▸ **Task description**: Copy out each line exactly; pictures stay out of the copy.

□ □ □ □ □

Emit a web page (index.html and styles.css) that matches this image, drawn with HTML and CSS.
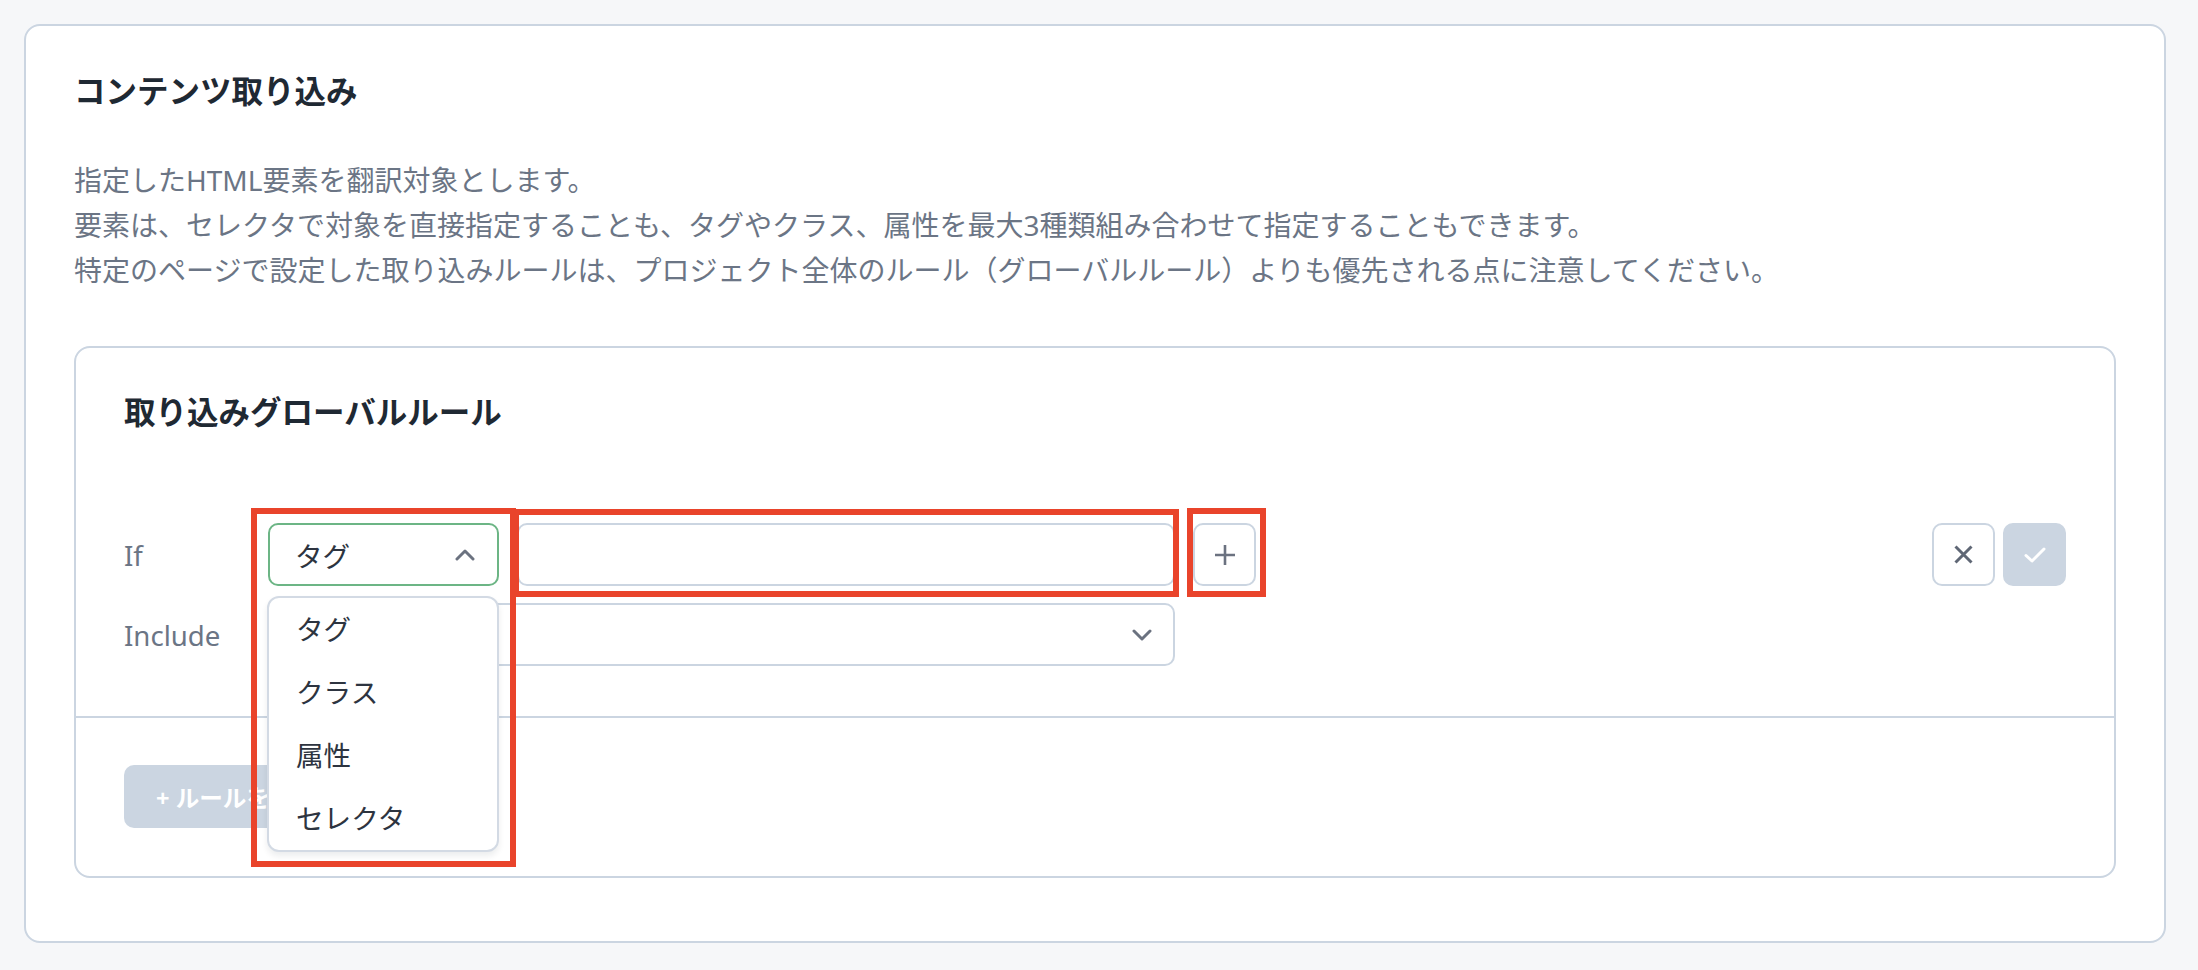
FILE: index.html
```html
<!DOCTYPE html>
<html lang="ja">
<head>
  <meta charset="UTF-8" />
  <meta name="viewport" content="width=device-width, initial-scale=1.0" />
  <title>コンテンツ取り込み</title>
  <link rel="stylesheet" href="styles.css">
</head>
<body>
  <section class="panel">
    <h2 class="panel-title">コンテンツ取り込み</h2>
    <p class="panel-desc">
      指定したHTML要素を翻訳対象とします。<br>
      要素は、セレクタで対象を直接指定することも、タグやクラス、属性を最大3種類組み合わせて指定することもできます。<br>
      特定のページで設定した取り込みルールは、プロジェクト全体のルール（グローバルルール）よりも優先される点に注意してください。
    </p>

    <div class="rule-card">
      <h3 class="rule-title">取り込みグローバルルール</h3>

      <div class="rule-body">
        <div class="rule-row">
          <span class="rule-label">If</span>

          <div class="select-wrap">
            <div class="select is-open">
              <span>タグ</span>
              <svg width="20" height="12" viewBox="0 0 20 12"><path d="M2 10 L10 2 L18 10" fill="none" stroke="#6b7280" stroke-width="3" stroke-linecap="round" stroke-linejoin="round"/></svg>
            </div>
            <ul class="select-menu">
              <li>タグ</li>
              <li>クラス</li>
              <li>属性</li>
              <li>セレクタ</li>
            </ul>
            <span class="mark mark-select"></span>
          </div>

          <div class="input-wrap">
            <input class="text-input" type="text" />
            <span class="mark mark-input"></span>
          </div>

          <div class="btn-wrap">
            <button class="icon-btn">
              <svg width="22" height="22" viewBox="0 0 22 22"><path d="M11 1 V21 M1 11 H21" fill="none" stroke="#6b7280" stroke-width="2.6"/></svg>
            </button>
            <span class="mark mark-add"></span>
          </div>

          <div class="row-actions">
            <button class="icon-btn">
              <svg width="19" height="19" viewBox="0 0 19 19"><path d="M1.5 1.5 L17.5 17.5 M17.5 1.5 L1.5 17.5" fill="none" stroke="#5f6775" stroke-width="3"/></svg>
            </button>
            <button class="icon-btn is-confirm">
              <svg width="22" height="16" viewBox="0 0 22 16"><path d="M2 8.5 L8 14 L20 2" fill="none" stroke="#fff" stroke-width="3" stroke-linecap="round" stroke-linejoin="round"/></svg>
            </button>
          </div>
        </div>

        <div class="rule-row">
          <span class="rule-label">Include</span>
          <div class="select select-wide">
            <span></span>
            <svg width="20" height="12" viewBox="0 0 20 12"><path d="M2 2 L10 10 L18 2" fill="none" stroke="#6b7280" stroke-width="3" stroke-linecap="round" stroke-linejoin="round"/></svg>
          </div>
        </div>
      </div>

      <div class="rule-foot">
        <button class="add-btn">+ ルールを追加</button>
      </div>
    </div>
  </section>
</body>
</html>
```

FILE: styles.css
```css
body {
  margin: 0;
  padding: 24px 32px 25px 24px;
  background: #f6f7f9;
  font-family: "Noto Sans", "Noto Sans CJK JP", sans-serif;
  color: #2d3440;
}
.panel {
  background: #fff;
  border: 2px solid #cbd5e1;
  border-radius: 16px;
  padding: 41px 48px 63px;
}
.panel-title, .rule-title {
  margin: 0;
  font-size: 31.5px;
  line-height: 47px;
  font-weight: 700;
  color: #1f2933;
}
.panel-desc {
  margin: 44px 0 0;
  font-size: 28px;
  line-height: 45px;
  color: #6b7585;
}
.rule-card {
  margin-top: 53px;
  border: 2px solid #cbd5e1;
  border-radius: 16px;
}
.rule-title {
  padding: 40px 48px 0;
}
.rule-body {
  display: flex;
  flex-direction: column;
  gap: 17px;
  padding: 88px 48px 50px;
}
.rule-row {
  display: flex;
  align-items: center;
  gap: 18px;
  height: 63px;
}
.rule-label {
  width: 126px;
  flex: none;
  font-size: 27.6px;
  color: #6b7585;
}
.select-wrap, .input-wrap, .btn-wrap {
  position: relative;
  flex: none;
}
.select {
  box-sizing: border-box;
  display: flex;
  align-items: center;
  justify-content: space-between;
  width: 231px;
  height: 63px;
  padding: 0 22px 0 25px;
  border: 2px solid #cbd5e1;
  border-radius: 10px;
  background: #fff;
  font-size: 27.6px;
}
.select.is-open {
  border-color: #6cb585;
}
.select-wide {
  width: 907px;
  padding-right: 21px;
}
.select-menu {
  position: absolute;
  top: 73px;
  left: -1px;
  z-index: 5;
  box-sizing: border-box;
  width: 232px;
  margin: 0;
  padding: 0;
  list-style: none;
  background: #fff;
  border: 2px solid #d3dae4;
  border-radius: 12px;
  box-shadow: 0 4px 6px rgba(15, 23, 42, 0.08);
}
.select-menu li {
  height: 63px;
  line-height: 63px;
  padding-left: 27px;
  font-size: 27.6px;
}
.text-input {
  display: block;
  box-sizing: border-box;
  width: 658px;
  height: 63px;
  border: 2px solid #cbd5e1;
  border-radius: 10px;
  background: #fff;
}
.icon-btn {
  box-sizing: border-box;
  display: grid;
  place-items: center;
  width: 63px;
  height: 63px;
  padding: 0;
  border: 2px solid #cbd5e1;
  border-radius: 10px;
  background: #fff;
}
.icon-btn.is-confirm {
  background: #cbd5e1;
}
.row-actions {
  display: flex;
  gap: 8px;
  margin-left: auto;
}
.rule-foot {
  border-top: 2px solid #cbd5e1;
  padding: 47px 48px 48px;
}
.add-btn {
  height: 63px;
  padding: 0 32px;
  border: none;
  border-radius: 10px;
  background: #cbd5e1;
  color: #fff;
  font-family: inherit;
  font-size: 23.6px;
  font-weight: 700;
}

/* annotation frames */
.mark {
  position: absolute;
  z-index: 10;
  box-sizing: border-box;
  border: 6px solid #e9442b;
  pointer-events: none;
}
.mark-select {
  left: -17px;
  top: -15px;
  width: 265px;
  height: 359px;
}
.mark-input {
  left: -4px;
  top: -14px;
  width: 666px;
  height: 88px;
}
.mark-add {
  left: -6px;
  top: -15px;
  width: 79px;
  height: 89px;
}
```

□ □ □ □ □

▸ **Output of the task**:
Emit a web page (index.html and styles.css) that matches this image, drawn with HTML and CSS.
FILE: index.html
```html
<!DOCTYPE html>
<html lang="ja">
<head>
  <meta charset="UTF-8" />
  <meta name="viewport" content="width=device-width, initial-scale=1.0" />
  <title>コンテンツ取り込み</title>
  <link rel="stylesheet" href="styles.css">
</head>
<body>
  <section class="panel">
    <h2 class="panel-title">コンテンツ取り込み</h2>
    <p class="panel-desc">
      指定したHTML要素を翻訳対象とします。<br>
      要素は、セレクタで対象を直接指定することも、タグやクラス、属性を最大3種類組み合わせて指定することもできます。<br>
      特定のページで設定した取り込みルールは、プロジェクト全体のルール（グローバルルール）よりも優先される点に注意してください。
    </p>

    <div class="rule-card">
      <h3 class="rule-title">取り込みグローバルルール</h3>

      <div class="rule-body">
        <div class="rule-row">
          <span class="rule-label">If</span>

          <div class="select-wrap">
            <div class="select is-open">
              <span>タグ</span>
              <svg width="20" height="12" viewBox="0 0 20 12"><path d="M2 10 L10 2 L18 10" fill="none" stroke="#6b7280" stroke-width="3" stroke-linecap="round" stroke-linejoin="round"/></svg>
            </div>
            <ul class="select-menu">
              <li>タグ</li>
              <li>クラス</li>
              <li>属性</li>
              <li>セレクタ</li>
            </ul>
            <span class="mark mark-select"></span>
          </div>

          <div class="input-wrap">
            <input class="text-input" type="text" />
            <span class="mark mark-input"></span>
          </div>

          <div class="btn-wrap">
            <button class="icon-btn">
              <svg width="22" height="22" viewBox="0 0 22 22"><path d="M11 1 V21 M1 11 H21" fill="none" stroke="#6b7280" stroke-width="2.6"/></svg>
            </button>
            <span class="mark mark-add"></span>
          </div>

          <div class="row-actions">
            <button class="icon-btn">
              <svg width="19" height="19" viewBox="0 0 19 19"><path d="M1.5 1.5 L17.5 17.5 M17.5 1.5 L1.5 17.5" fill="none" stroke="#5f6775" stroke-width="3"/></svg>
            </button>
            <button class="icon-btn is-confirm">
              <svg width="22" height="16" viewBox="0 0 22 16"><path d="M2 8.5 L8 14 L20 2" fill="none" stroke="#fff" stroke-width="3" stroke-linecap="round" stroke-linejoin="round"/></svg>
            </button>
          </div>
        </div>

        <div class="rule-row">
          <span class="rule-label">Include</span>
          <div class="select select-wide">
            <span></span>
            <svg width="20" height="12" viewBox="0 0 20 12"><path d="M2 2 L10 10 L18 2" fill="none" stroke="#6b7280" stroke-width="3" stroke-linecap="round" stroke-linejoin="round"/></svg>
          </div>
        </div>
      </div>

      <div class="rule-foot">
        <button class="add-btn">+ ルールを追加</button>
      </div>
    </div>
  </section>
</body>
</html>
```

FILE: styles.css
```css
body {
  margin: 0;
  padding: 24px 32px 25px 24px;
  background: #f6f7f9;
  font-family: "Noto Sans", "Noto Sans CJK JP", sans-serif;
  color: #2d3440;
}
.panel {
  background: #fff;
  border: 2px solid #cbd5e1;
  border-radius: 16px;
  padding: 41px 48px 63px;
}
.panel-title, .rule-title {
  margin: 0;
  font-size: 31.5px;
  line-height: 47px;
  font-weight: 700;
  color: #1f2933;
}
.panel-desc {
  margin: 44px 0 0;
  font-size: 28px;
  line-height: 45px;
  color: #6b7585;
}
.rule-card {
  margin-top: 53px;
  border: 2px solid #cbd5e1;
  border-radius: 16px;
}
.rule-title {
  padding: 40px 48px 0;
}
.rule-body {
  display: flex;
  flex-direction: column;
  gap: 17px;
  padding: 88px 48px 50px;
}
.rule-row {
  display: flex;
  align-items: center;
  gap: 18px;
  height: 63px;
}
.rule-label {
  width: 126px;
  flex: none;
  font-size: 27.6px;
  color: #6b7585;
}
.select-wrap, .input-wrap, .btn-wrap {
  position: relative;
  flex: none;
}
.select {
  box-sizing: border-box;
  display: flex;
  align-items: center;
  justify-content: space-between;
  width: 231px;
  height: 63px;
  padding: 0 22px 0 25px;
  border: 2px solid #cbd5e1;
  border-radius: 10px;
  background: #fff;
  font-size: 27.6px;
}
.select.is-open {
  border-color: #6cb585;
}
.select-wide {
  width: 907px;
  padding-right: 21px;
}
.select-menu {
  position: absolute;
  top: 73px;
  left: -1px;
  z-index: 5;
  box-sizing: border-box;
  width: 232px;
  margin: 0;
  padding: 0;
  list-style: none;
  background: #fff;
  border: 2px solid #d3dae4;
  border-radius: 12px;
  box-shadow: 0 4px 6px rgba(15, 23, 42, 0.08);
}
.select-menu li {
  height: 63px;
  line-height: 63px;
  padding-left: 27px;
  font-size: 27.6px;
}
.text-input {
  display: block;
  box-sizing: border-box;
  width: 658px;
  height: 63px;
  border: 2px solid #cbd5e1;
  border-radius: 10px;
  background: #fff;
}
.icon-btn {
  box-sizing: border-box;
  display: grid;
  place-items: center;
  width: 63px;
  height: 63px;
  padding: 0;
  border: 2px solid #cbd5e1;
  border-radius: 10px;
  background: #fff;
}
.icon-btn.is-confirm {
  background: #cbd5e1;
}
.row-actions {
  display: flex;
  gap: 8px;
  margin-left: auto;
}
.rule-foot {
  border-top: 2px solid #cbd5e1;
  padding: 47px 48px 48px;
}
.add-btn {
  height: 63px;
  padding: 0 32px;
  border: none;
  border-radius: 10px;
  background: #cbd5e1;
  color: #fff;
  font-family: inherit;
  font-size: 23.6px;
  font-weight: 700;
}

/* annotation frames */
.mark {
  position: absolute;
  z-index: 10;
  box-sizing: border-box;
  border: 6px solid #e9442b;
  pointer-events: none;
}
.mark-select {
  left: -17px;
  top: -15px;
  width: 265px;
  height: 359px;
}
.mark-input {
  left: -4px;
  top: -14px;
  width: 666px;
  height: 88px;
}
.mark-add {
  left: -6px;
  top: -15px;
  width: 79px;
  height: 89px;
}
```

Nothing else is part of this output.